There's two kinds of unsafe fn w.r.t. safety invariants.

  • unsafe because it breaks a safety invariant that the caller is responsible for restoring
  • unsafe because the caller has to guarantee that it doesn't break invariants

Or more succinctly, whether usage restores the safety invariants or not.

Of the code I personally end up writing, unchecked preconditions far outweigh the "put it in a fragile state" cases. Even Vec::set_len can primarily be used as an unchecked precondition, where you make sure the items are all valid and initialized before calling set_len. I posit that the end goal of the PPYP pattern is that you're never actually in a state where the safety invariants are broken.

Of course, many functions are both, depending on context. Vec::set_len is of course the canonical example here, along with any other safety critical field access. It can either be pre-checked, leaving you in a safe state, or you can set the length over what's currently initialized and then do fixup operations.

Inside of an unsafe fn, I still try to scope unsafe blocks to suspensions of safety variants. It's just that a) we assume the precondition(s) to be true, and b) any unsafe postcondition intentionally violated safety conditions are treated as immaterial, and don't have to be restored to exit an unsafe block.

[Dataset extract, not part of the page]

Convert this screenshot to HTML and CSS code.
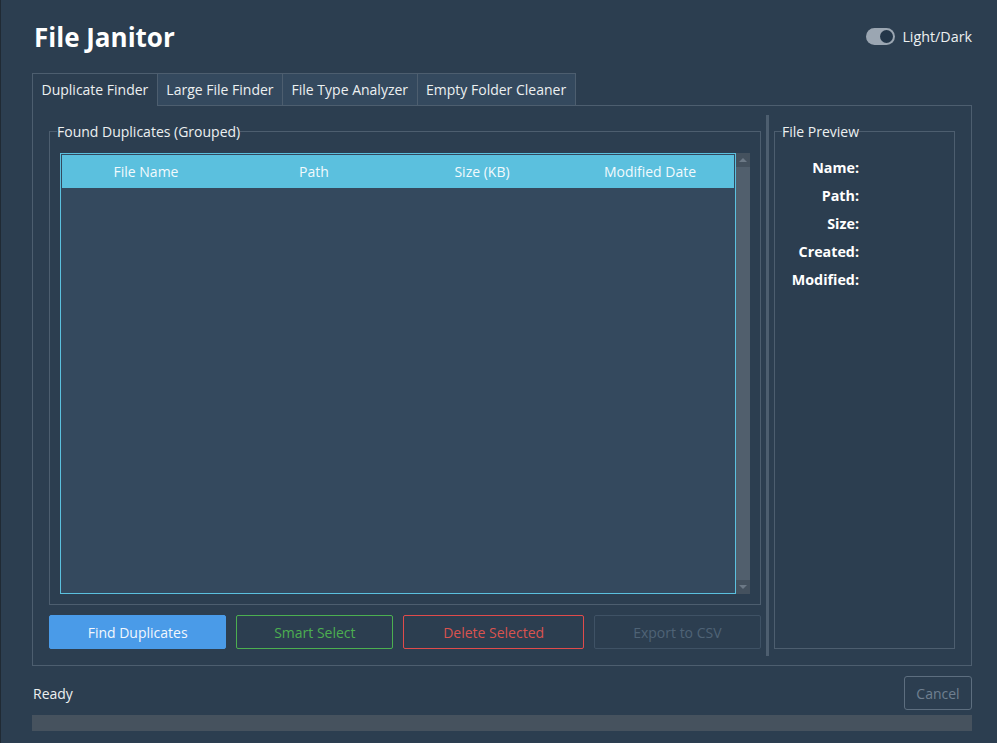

It's worth noting two more things to what this looks like in practice, though:

  • Most unsafe blocks are minimal and contain a single unsafe operation anyway, because they're precondition-unsafe rather than postcondition-unsafe and I've worked to control unsafety; and
  • In heavy pointer manipulation code where I'm basically just writing Rust-flavored C code, I typically end up with a monolithic unsafe block anyway, because it's all unsafe. This is kind of the exception that proves the rule here, and that it's always up to discretion, and there's no be-all-end-all rule here.